Task description
Output nothing but the lines from the one with "Emit a web page" through the one with "<profile-page></profile-page>", including both. Leave the pictures out of the copy.

══ Recorded data

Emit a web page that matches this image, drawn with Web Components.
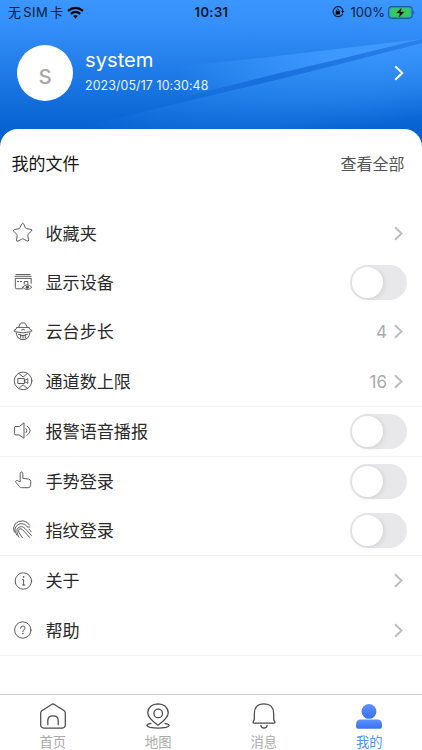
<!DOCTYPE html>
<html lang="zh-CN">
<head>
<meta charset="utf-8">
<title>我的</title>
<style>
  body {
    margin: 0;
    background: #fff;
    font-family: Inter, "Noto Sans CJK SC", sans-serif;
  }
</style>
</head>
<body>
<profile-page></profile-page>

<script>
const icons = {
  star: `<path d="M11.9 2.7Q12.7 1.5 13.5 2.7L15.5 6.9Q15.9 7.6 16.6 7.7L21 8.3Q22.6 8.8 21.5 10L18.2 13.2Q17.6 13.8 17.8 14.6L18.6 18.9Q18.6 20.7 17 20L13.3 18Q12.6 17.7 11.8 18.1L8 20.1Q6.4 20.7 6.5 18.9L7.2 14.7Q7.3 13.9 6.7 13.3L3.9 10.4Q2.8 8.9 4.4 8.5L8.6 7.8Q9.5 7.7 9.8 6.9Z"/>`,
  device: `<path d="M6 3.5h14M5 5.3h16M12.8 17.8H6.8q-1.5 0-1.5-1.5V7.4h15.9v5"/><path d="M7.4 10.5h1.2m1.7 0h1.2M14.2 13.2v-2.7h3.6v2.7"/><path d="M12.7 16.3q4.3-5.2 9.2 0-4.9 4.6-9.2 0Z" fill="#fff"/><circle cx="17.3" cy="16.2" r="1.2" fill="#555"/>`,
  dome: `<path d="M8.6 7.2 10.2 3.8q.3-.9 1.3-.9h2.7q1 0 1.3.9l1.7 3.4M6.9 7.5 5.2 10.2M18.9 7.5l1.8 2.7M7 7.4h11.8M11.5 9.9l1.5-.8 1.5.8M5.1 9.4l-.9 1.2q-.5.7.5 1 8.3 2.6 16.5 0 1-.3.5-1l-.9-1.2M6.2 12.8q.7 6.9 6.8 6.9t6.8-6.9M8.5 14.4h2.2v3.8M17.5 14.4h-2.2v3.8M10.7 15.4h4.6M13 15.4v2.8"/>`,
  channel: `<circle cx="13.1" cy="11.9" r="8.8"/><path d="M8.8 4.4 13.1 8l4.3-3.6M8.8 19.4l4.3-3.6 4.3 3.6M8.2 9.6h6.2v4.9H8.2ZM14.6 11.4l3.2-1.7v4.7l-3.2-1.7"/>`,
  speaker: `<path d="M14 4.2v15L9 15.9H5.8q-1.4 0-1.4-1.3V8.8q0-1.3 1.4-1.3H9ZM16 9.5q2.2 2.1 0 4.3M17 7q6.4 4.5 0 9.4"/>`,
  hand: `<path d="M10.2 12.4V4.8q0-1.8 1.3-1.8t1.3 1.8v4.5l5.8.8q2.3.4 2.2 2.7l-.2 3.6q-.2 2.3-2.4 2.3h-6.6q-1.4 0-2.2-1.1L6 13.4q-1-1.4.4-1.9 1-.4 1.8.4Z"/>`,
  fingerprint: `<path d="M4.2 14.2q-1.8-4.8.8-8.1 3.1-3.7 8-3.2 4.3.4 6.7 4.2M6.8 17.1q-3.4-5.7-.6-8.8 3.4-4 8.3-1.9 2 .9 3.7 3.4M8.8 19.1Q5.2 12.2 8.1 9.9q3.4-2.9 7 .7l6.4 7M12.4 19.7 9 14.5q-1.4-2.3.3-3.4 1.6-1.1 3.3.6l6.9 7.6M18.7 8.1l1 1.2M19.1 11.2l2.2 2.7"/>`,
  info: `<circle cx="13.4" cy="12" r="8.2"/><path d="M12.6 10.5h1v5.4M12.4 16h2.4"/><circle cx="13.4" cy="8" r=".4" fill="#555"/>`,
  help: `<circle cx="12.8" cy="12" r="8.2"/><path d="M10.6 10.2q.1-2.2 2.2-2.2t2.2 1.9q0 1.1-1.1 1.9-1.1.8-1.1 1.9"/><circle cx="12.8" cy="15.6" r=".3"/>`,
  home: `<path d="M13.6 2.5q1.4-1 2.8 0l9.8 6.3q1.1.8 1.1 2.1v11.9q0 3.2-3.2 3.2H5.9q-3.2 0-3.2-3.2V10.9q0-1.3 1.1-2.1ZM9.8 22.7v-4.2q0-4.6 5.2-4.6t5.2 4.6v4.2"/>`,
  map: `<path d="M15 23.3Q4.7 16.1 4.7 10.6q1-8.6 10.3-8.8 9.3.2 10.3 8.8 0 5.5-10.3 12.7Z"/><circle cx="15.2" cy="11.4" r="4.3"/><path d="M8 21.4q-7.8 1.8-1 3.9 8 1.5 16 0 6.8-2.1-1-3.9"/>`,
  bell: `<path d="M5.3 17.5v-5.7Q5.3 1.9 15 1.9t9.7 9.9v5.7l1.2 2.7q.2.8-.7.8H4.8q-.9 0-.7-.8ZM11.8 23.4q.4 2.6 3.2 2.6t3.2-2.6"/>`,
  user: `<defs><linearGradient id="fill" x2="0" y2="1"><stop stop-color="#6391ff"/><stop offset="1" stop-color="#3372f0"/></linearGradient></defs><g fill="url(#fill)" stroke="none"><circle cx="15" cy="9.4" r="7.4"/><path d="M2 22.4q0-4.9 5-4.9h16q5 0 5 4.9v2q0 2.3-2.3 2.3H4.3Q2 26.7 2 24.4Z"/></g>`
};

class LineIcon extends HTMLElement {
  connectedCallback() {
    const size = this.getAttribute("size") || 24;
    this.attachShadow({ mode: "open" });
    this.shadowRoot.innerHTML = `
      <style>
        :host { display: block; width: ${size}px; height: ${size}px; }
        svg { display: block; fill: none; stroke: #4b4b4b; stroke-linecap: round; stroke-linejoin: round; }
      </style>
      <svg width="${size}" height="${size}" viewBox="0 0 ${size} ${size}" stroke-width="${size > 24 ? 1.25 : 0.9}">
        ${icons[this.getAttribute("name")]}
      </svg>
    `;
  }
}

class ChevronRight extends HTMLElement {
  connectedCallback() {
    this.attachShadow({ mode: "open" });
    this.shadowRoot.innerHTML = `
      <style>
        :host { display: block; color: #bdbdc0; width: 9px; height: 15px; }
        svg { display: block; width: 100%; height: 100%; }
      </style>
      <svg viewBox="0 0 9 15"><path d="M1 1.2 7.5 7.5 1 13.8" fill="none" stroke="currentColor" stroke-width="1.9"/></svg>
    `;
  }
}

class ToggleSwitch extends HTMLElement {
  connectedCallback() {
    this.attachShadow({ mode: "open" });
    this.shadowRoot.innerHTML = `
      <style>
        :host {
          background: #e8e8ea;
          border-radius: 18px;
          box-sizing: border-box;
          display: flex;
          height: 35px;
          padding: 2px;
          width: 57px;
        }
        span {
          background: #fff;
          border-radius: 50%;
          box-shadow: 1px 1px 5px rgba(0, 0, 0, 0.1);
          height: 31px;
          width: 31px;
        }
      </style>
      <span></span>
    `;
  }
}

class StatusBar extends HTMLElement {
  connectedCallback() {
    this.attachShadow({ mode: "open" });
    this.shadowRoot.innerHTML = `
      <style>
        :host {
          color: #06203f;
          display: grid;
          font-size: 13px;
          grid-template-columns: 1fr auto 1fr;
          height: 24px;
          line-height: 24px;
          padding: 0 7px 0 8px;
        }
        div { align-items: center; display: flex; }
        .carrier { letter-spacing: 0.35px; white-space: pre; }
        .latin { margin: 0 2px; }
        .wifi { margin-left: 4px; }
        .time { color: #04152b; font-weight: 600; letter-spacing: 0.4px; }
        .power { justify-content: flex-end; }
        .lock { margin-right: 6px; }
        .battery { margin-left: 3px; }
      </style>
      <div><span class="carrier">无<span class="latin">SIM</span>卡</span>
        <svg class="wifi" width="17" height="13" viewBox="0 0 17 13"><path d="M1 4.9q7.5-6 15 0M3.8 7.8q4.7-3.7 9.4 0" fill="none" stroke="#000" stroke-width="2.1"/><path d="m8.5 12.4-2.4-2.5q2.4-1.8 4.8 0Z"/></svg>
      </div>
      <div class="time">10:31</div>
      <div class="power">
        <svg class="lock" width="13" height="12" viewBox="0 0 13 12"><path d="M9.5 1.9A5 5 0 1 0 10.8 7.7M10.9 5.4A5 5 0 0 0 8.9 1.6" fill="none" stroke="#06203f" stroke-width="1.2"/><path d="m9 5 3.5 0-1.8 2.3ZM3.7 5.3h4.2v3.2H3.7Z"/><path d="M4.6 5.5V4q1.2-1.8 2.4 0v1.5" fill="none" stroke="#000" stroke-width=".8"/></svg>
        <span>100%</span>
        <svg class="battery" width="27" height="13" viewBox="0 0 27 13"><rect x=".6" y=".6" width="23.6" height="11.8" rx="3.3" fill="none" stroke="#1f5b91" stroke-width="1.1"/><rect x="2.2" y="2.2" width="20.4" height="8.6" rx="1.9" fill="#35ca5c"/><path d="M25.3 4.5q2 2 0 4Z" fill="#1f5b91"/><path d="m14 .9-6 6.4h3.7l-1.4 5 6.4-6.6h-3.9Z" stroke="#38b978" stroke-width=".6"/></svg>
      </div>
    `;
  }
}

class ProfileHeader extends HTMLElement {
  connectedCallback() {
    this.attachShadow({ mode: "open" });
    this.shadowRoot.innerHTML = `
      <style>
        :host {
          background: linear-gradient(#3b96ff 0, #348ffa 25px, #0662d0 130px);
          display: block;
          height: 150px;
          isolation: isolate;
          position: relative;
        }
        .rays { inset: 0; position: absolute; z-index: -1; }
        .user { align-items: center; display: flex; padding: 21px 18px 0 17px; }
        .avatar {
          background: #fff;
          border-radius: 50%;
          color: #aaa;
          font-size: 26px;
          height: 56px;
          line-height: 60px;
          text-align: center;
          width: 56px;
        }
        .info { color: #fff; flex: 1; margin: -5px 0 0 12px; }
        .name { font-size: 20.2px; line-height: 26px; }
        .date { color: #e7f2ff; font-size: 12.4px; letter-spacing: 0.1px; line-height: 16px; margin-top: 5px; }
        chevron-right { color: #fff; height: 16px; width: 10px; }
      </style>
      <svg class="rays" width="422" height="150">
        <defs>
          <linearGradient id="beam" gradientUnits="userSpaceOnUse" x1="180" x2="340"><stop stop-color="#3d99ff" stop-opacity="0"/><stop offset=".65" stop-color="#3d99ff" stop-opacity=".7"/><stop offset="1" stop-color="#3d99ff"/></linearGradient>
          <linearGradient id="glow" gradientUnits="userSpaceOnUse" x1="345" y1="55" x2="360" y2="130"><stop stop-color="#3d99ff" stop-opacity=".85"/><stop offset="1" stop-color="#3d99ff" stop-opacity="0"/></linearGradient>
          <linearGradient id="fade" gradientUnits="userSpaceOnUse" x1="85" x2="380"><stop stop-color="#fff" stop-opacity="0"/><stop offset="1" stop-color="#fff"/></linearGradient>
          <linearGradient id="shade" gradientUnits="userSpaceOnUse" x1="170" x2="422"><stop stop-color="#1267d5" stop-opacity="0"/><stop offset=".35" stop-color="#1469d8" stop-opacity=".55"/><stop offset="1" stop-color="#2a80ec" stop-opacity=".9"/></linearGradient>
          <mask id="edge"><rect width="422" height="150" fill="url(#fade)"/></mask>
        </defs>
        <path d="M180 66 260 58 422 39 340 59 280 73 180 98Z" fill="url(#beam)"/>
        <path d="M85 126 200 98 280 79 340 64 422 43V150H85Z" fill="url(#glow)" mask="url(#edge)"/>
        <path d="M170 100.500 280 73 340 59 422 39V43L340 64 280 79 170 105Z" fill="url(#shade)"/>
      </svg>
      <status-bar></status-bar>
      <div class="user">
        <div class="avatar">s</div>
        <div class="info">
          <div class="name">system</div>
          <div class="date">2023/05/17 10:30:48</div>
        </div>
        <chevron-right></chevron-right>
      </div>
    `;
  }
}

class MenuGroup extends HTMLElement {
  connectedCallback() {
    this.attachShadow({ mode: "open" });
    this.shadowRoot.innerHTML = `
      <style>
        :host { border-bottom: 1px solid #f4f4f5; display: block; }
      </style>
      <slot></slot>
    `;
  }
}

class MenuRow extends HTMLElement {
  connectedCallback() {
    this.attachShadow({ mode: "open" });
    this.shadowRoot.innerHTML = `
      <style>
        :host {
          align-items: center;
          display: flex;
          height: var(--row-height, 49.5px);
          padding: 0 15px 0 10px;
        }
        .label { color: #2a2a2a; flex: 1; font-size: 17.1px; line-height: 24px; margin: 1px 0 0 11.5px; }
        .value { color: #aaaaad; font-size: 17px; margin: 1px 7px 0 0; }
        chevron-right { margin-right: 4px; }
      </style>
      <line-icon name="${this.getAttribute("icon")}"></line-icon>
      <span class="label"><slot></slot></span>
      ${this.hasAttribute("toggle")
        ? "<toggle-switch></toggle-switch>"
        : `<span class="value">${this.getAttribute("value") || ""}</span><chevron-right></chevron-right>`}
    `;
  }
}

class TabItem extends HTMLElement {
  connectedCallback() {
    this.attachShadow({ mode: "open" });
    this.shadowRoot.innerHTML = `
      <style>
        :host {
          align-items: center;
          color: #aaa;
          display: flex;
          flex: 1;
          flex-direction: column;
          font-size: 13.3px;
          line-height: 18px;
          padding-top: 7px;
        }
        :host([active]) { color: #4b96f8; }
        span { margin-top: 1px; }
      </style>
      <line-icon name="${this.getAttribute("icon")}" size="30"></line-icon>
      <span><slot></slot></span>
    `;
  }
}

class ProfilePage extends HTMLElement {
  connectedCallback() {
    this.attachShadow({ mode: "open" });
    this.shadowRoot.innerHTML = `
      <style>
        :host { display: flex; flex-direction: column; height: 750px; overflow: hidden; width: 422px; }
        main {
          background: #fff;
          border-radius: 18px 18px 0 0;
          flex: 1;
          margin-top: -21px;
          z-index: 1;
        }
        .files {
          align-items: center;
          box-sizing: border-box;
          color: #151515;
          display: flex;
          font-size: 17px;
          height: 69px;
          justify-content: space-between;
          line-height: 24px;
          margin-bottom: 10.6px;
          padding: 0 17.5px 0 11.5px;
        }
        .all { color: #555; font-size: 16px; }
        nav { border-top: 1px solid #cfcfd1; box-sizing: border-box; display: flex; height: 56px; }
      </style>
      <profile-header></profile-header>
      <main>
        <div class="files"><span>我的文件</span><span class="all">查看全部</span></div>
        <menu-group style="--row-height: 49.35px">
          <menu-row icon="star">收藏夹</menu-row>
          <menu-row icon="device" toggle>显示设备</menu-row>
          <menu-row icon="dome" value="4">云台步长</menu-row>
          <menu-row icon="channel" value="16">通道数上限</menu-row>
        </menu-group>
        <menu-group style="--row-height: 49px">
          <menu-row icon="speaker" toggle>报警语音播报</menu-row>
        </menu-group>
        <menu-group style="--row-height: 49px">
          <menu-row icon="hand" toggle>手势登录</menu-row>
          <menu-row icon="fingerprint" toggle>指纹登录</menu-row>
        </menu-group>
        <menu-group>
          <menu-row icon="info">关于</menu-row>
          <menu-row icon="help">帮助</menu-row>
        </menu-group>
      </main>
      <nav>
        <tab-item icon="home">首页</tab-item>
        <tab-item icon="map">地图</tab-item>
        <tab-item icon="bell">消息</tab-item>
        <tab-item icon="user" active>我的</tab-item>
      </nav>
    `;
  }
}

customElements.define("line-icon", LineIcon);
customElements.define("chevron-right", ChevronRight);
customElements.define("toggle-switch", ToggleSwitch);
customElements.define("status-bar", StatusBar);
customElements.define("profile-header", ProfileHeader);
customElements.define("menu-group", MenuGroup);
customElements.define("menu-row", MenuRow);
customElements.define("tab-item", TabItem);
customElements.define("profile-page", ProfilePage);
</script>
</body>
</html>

════
══ Recorded data

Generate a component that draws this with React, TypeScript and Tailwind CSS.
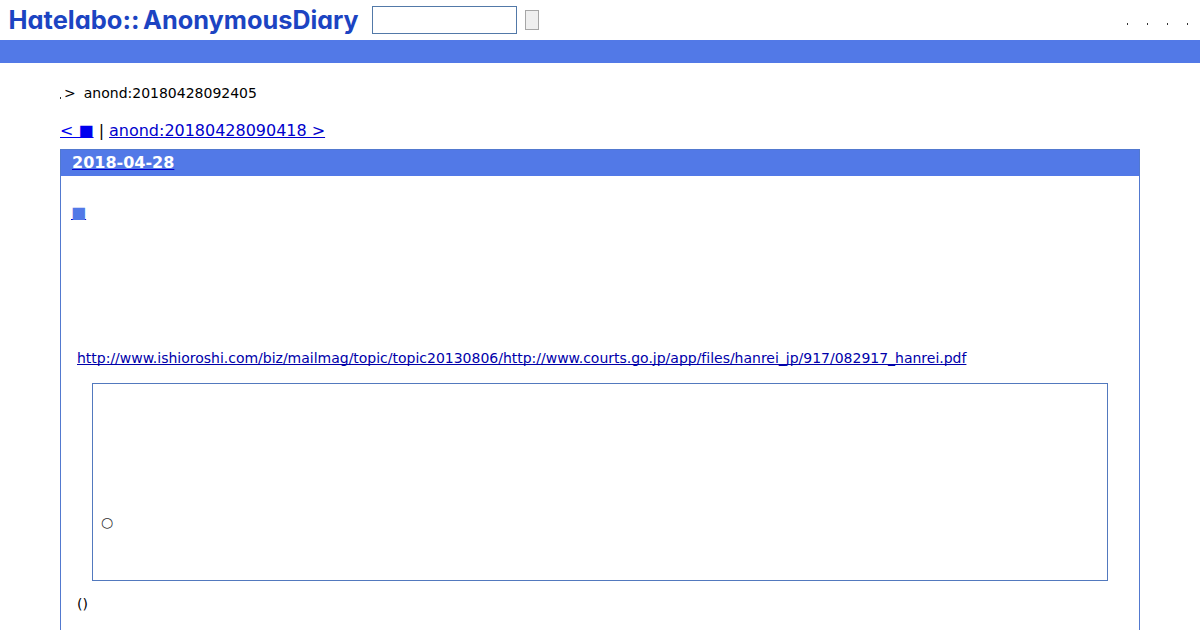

════

Result of the exercise
Emit a web page that matches this image, drawn with Web Components.
<!DOCTYPE html>
<html lang="zh-CN">
<head>
<meta charset="utf-8">
<title>我的</title>
<style>
  body {
    margin: 0;
    background: #fff;
    font-family: Inter, "Noto Sans CJK SC", sans-serif;
  }
</style>
</head>
<body>
<profile-page></profile-page>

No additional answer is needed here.